Write out all the lines again, precisely as they stand, but without the images.

— start of SUPPLIED DATA —

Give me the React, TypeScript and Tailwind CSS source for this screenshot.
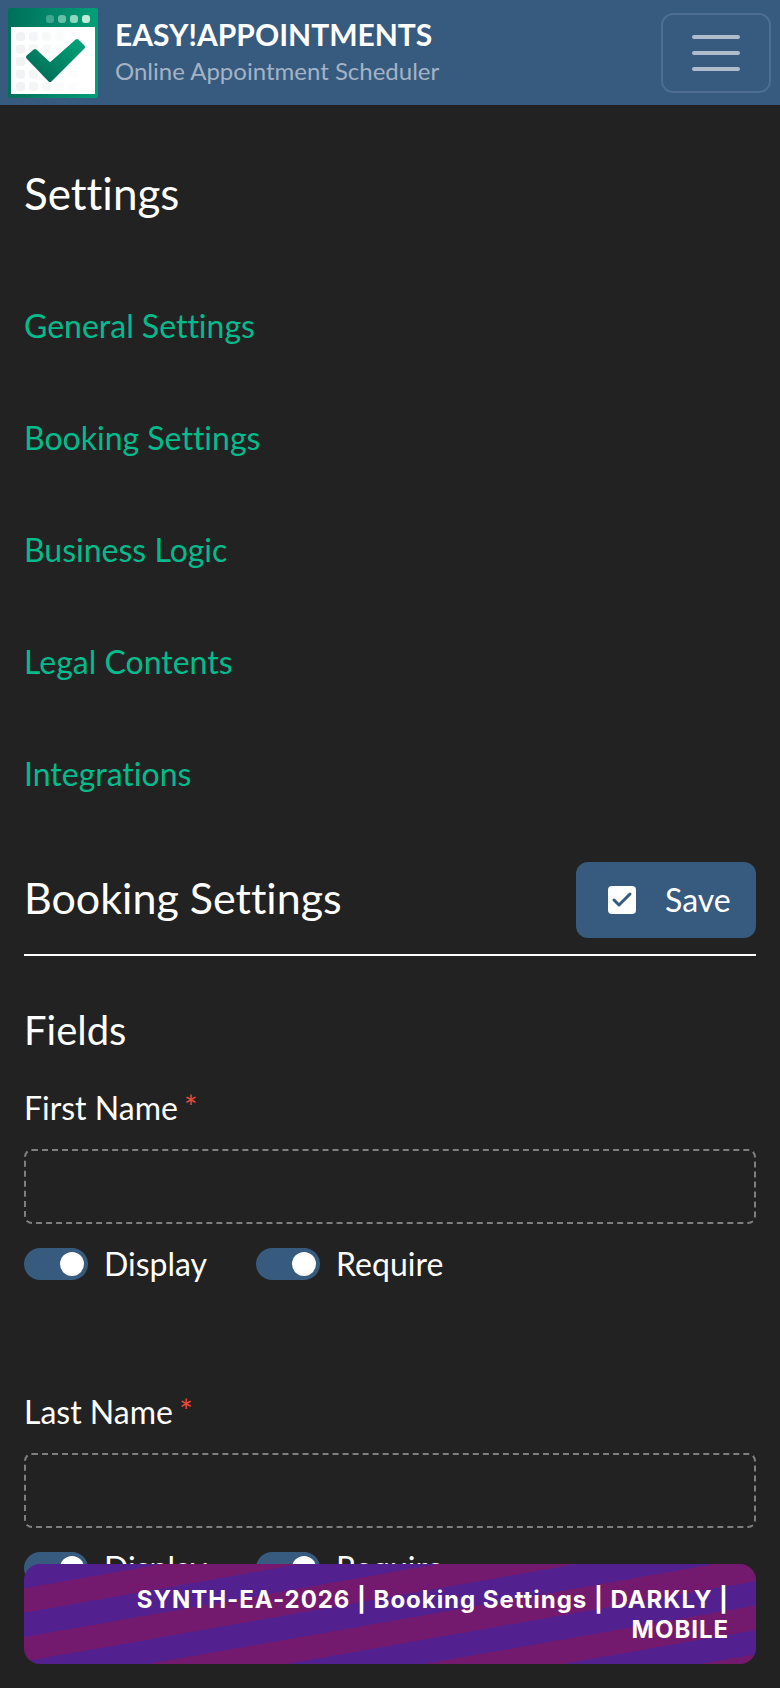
import { Check } from "lucide-react";

const LINKS = ["General Settings", "Booking Settings", "Business Logic", "Legal Contents", "Integrations"];

function Logo() {
  const cells = [];
  for (let r = 0; r < 5; r++) {
    for (let c = 0; c < 5; c++) {
      cells.push(<rect key={`${r}-${c}`} x={8 + c * 13} y={24 + r * 12.5} width="9" height="9" rx="3" fill="#f1f2f3" opacity={1 - c * 0.22} />);
    }
  }
  return (
    <svg width="90" height="90" viewBox="0 0 90 90" className="shrink-0">
      <defs>
        <linearGradient id="lg" x1="0" y1="1" x2="1" y2="0">
          <stop offset="0" stopColor="#006652" />
          <stop offset="1" stopColor="#00a578" />
        </linearGradient>
        <linearGradient id="tg" x1="0" y1="0" x2="1" y2="0">
          <stop offset="0" stopColor="#006f5a" />
          <stop offset="1" stopColor="#00a078" />
        </linearGradient>
      </defs>
      <rect x="0" y="0" width="90" height="90" rx="2" fill="url(#tg)" />
      <rect x="3" y="19" width="84" height="67" fill="#fff" />
      {cells}
      <rect x="38" y="7" width="8" height="8" rx="3" fill="#3fa78f" />
      <rect x="50" y="7" width="8" height="8" rx="3" fill="#66bfa6" />
      <rect x="62" y="7" width="8" height="8" rx="3" fill="#8fd6bf" />
      <rect x="74" y="7" width="8" height="8" rx="3" fill="#c0ecd9" />
      <path d="M20 49 L27 43 L42 57 L69 33 L75 39 L42 72 Z" fill="url(#lg)" stroke="url(#lg)" strokeWidth="4" strokeLinejoin="round" />
    </svg>
  );
}

function Toggle({ label }: { label: string }) {
  return (
    <div className="flex items-center gap-[16px]">
      <div className="flex h-8 w-16 items-center justify-end rounded-full bg-[#375a7f] pr-1">
        <div className="size-6 rounded-full bg-white" />
      </div>
      <span className="text-[32px] leading-[36px] text-white">{label}</span>
    </div>
  );
}

function Field({ label }: { label: string }) {
  return (
    <div className="mb-[112px]">
      <label className="block text-[32px] leading-[36px] text-white">
        {label} <span className="relative -top-[1px] -ml-[2px] text-[32px] text-[#e74c3c]">*</span>
      </label>
      <div className="mt-[23px] h-[75px] rounded-lg border-2 border-dashed border-[#7f7f7f]" />
      <div className="mt-[22px] flex gap-[49px]">
        <Toggle label="Display" />
        <Toggle label="Require" />
      </div>
    </div>
  );
}

export default function App() {
  return (
    <div className="relative h-[1688px] overflow-hidden bg-[#222222] font-['Lato','Liberation_Sans',sans-serif] [font-variant-ligatures:none]">
      <header className="flex h-[105px] items-center justify-between bg-[#375a7f] pl-[8px] pr-[9px]">
        <div className="flex items-center gap-[17px]">
          <Logo />
          <div className="mt-[1px]">
            <div className="text-[30px] font-bold leading-[36px] text-white">EASY!APPOINTMENTS</div>
            <div className="text-[24px] leading-[38px] text-[#a3b3c5]">Online Appointment Scheduler</div>
          </div>
        </div>
        <div className="flex h-[80px] w-[110px] flex-col items-center justify-center gap-[12px] rounded-xl border-2 border-[#4d6d91]">
          <span className="h-[4px] w-12 rounded-full bg-[#afbccb]" />
          <span className="h-[4px] w-12 rounded-full bg-[#afbccb]" />
          <span className="h-[4px] w-12 rounded-full bg-[#afbccb]" />
        </div>
      </header>

      <main className="px-6">
        <h1 className="mt-[64px] text-[44px] leading-[48px] text-white">Settings</h1>
        <nav className="mt-[53px] flex flex-col">
          {LINKS.map((l) => (
            <a key={l} className="flex h-[112px] items-center text-[32px] text-[#00bc8c]">
              {l}
            </a>
          ))}
        </nav>

        <div className="mt-[32px] flex items-center justify-between border-b-2 border-white pb-[16px]">
          <h2 className="mb-[4px] text-[43px] leading-[52px] text-white">Booking Settings</h2>
          <button className="flex h-[76px] w-[180px] items-center gap-[29px] rounded-xl bg-[#375a7f] pl-8 text-[32px] text-white">
            <span className="flex size-7 items-center justify-center rounded bg-white">
              <Check size={24} strokeWidth={3} className="text-[#375a7f]" />
            </span>
            Save
          </button>
        </div>

        <h3 className="mt-[51px] text-[40px] leading-[46px] text-white">Fields</h3>
        <div className="mt-[37px]">
          <Field label="First Name" />
          <Field label="Last Name" />
        </div>
      </main>

      <div className="absolute bottom-6 left-6 right-6 flex h-[100px] items-center justify-end rounded-2xl bg-[repeating-linear-gradient(170deg,#52218f_0px,#52218f_24px,#741a6e_24px,#741a6e_48px)] pl-[30px] pr-[27px] pt-[2px] text-right font-['Inter',sans-serif] text-[24px] font-bold leading-[30px] tracking-[0.96px] text-white">
        <span>SYNTH-EA-2026 | Booking Settings | DARKLY | MOBILE</span>
      </div>
    </div>
  );
}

— end of SUPPLIED DATA —

## RESULT FOR THIS TASK
Give me the React, TypeScript and Tailwind CSS source for this screenshot.
import { Check } from "lucide-react";

const LINKS = ["General Settings", "Booking Settings", "Business Logic", "Legal Contents", "Integrations"];

function Logo() {
  const cells = [];
  for (let r = 0; r < 5; r++) {
    for (let c = 0; c < 5; c++) {
      cells.push(<rect key={`${r}-${c}`} x={8 + c * 13} y={24 + r * 12.5} width="9" height="9" rx="3" fill="#f1f2f3" opacity={1 - c * 0.22} />);
    }
  }
  return (
    <svg width="90" height="90" viewBox="0 0 90 90" className="shrink-0">
      <defs>
        <linearGradient id="lg" x1="0" y1="1" x2="1" y2="0">
          <stop offset="0" stopColor="#006652" />
          <stop offset="1" stopColor="#00a578" />
        </linearGradient>
        <linearGradient id="tg" x1="0" y1="0" x2="1" y2="0">
          <stop offset="0" stopColor="#006f5a" />
          <stop offset="1" stopColor="#00a078" />
        </linearGradient>
      </defs>
      <rect x="0" y="0" width="90" height="90" rx="2" fill="url(#tg)" />
      <rect x="3" y="19" width="84" height="67" fill="#fff" />
      {cells}
      <rect x="38" y="7" width="8" height="8" rx="3" fill="#3fa78f" />
      <rect x="50" y="7" width="8" height="8" rx="3" fill="#66bfa6" />
      <rect x="62" y="7" width="8" height="8" rx="3" fill="#8fd6bf" />
      <rect x="74" y="7" width="8" height="8" rx="3" fill="#c0ecd9" />
      <path d="M20 49 L27 43 L42 57 L69 33 L75 39 L42 72 Z" fill="url(#lg)" stroke="url(#lg)" strokeWidth="4" strokeLinejoin="round" />
    </svg>
  );
}

function Toggle({ label }: { label: string }) {
  return (
    <div className="flex items-center gap-[16px]">
      <div className="flex h-8 w-16 items-center justify-end rounded-full bg-[#375a7f] pr-1">
        <div className="size-6 rounded-full bg-white" />
      </div>
      <span className="text-[32px] leading-[36px] text-white">{label}</span>
    </div>
  );
}

function Field({ label }: { label: string }) {
  return (
    <div className="mb-[112px]">
      <label className="block text-[32px] leading-[36px] text-white">
        {label} <span className="relative -top-[1px] -ml-[2px] text-[32px] text-[#e74c3c]">*</span>
      </label>
      <div className="mt-[23px] h-[75px] rounded-lg border-2 border-dashed border-[#7f7f7f]" />
      <div className="mt-[22px] flex gap-[49px]">
        <Toggle label="Display" />
        <Toggle label="Require" />
      </div>
    </div>
  );
}

export default function App() {
  return (
    <div className="relative h-[1688px] overflow-hidden bg-[#222222] font-['Lato','Liberation_Sans',sans-serif] [font-variant-ligatures:none]">
      <header className="flex h-[105px] items-center justify-between bg-[#375a7f] pl-[8px] pr-[9px]">
        <div className="flex items-center gap-[17px]">
          <Logo />
          <div className="mt-[1px]">
            <div className="text-[30px] font-bold leading-[36px] text-white">EASY!APPOINTMENTS</div>
            <div className="text-[24px] leading-[38px] text-[#a3b3c5]">Online Appointment Scheduler</div>
          </div>
        </div>
        <div className="flex h-[80px] w-[110px] flex-col items-center justify-center gap-[12px] rounded-xl border-2 border-[#4d6d91]">
          <span className="h-[4px] w-12 rounded-full bg-[#afbccb]" />
          <span className="h-[4px] w-12 rounded-full bg-[#afbccb]" />
          <span className="h-[4px] w-12 rounded-full bg-[#afbccb]" />
        </div>
      </header>

      <main className="px-6">
        <h1 className="mt-[64px] text-[44px] leading-[48px] text-white">Settings</h1>
        <nav className="mt-[53px] flex flex-col">
          {LINKS.map((l) => (
            <a key={l} className="flex h-[112px] items-center text-[32px] text-[#00bc8c]">
              {l}
            </a>
          ))}
        </nav>

        <div className="mt-[32px] flex items-center justify-between border-b-2 border-white pb-[16px]">
          <h2 className="mb-[4px] text-[43px] leading-[52px] text-white">Booking Settings</h2>
          <button className="flex h-[76px] w-[180px] items-center gap-[29px] rounded-xl bg-[#375a7f] pl-8 text-[32px] text-white">
            <span className="flex size-7 items-center justify-center rounded bg-white">
              <Check size={24} strokeWidth={3} className="text-[#375a7f]" />
            </span>
            Save
          </button>
        </div>

        <h3 className="mt-[51px] text-[40px] leading-[46px] text-white">Fields</h3>
        <div className="mt-[37px]">
          <Field label="First Name" />
          <Field label="Last Name" />
        </div>
      </main>

      <div className="absolute bottom-6 left-6 right-6 flex h-[100px] items-center justify-end rounded-2xl bg-[repeating-linear-gradient(170deg,#52218f_0px,#52218f_24px,#741a6e_24px,#741a6e_48px)] pl-[30px] pr-[27px] pt-[2px] text-right font-['Inter',sans-serif] text-[24px] font-bold leading-[30px] tracking-[0.96px] text-white">
        <span>SYNTH-EA-2026 | Booking Settings | DARKLY | MOBILE</span>
      </div>
    </div>
  );
}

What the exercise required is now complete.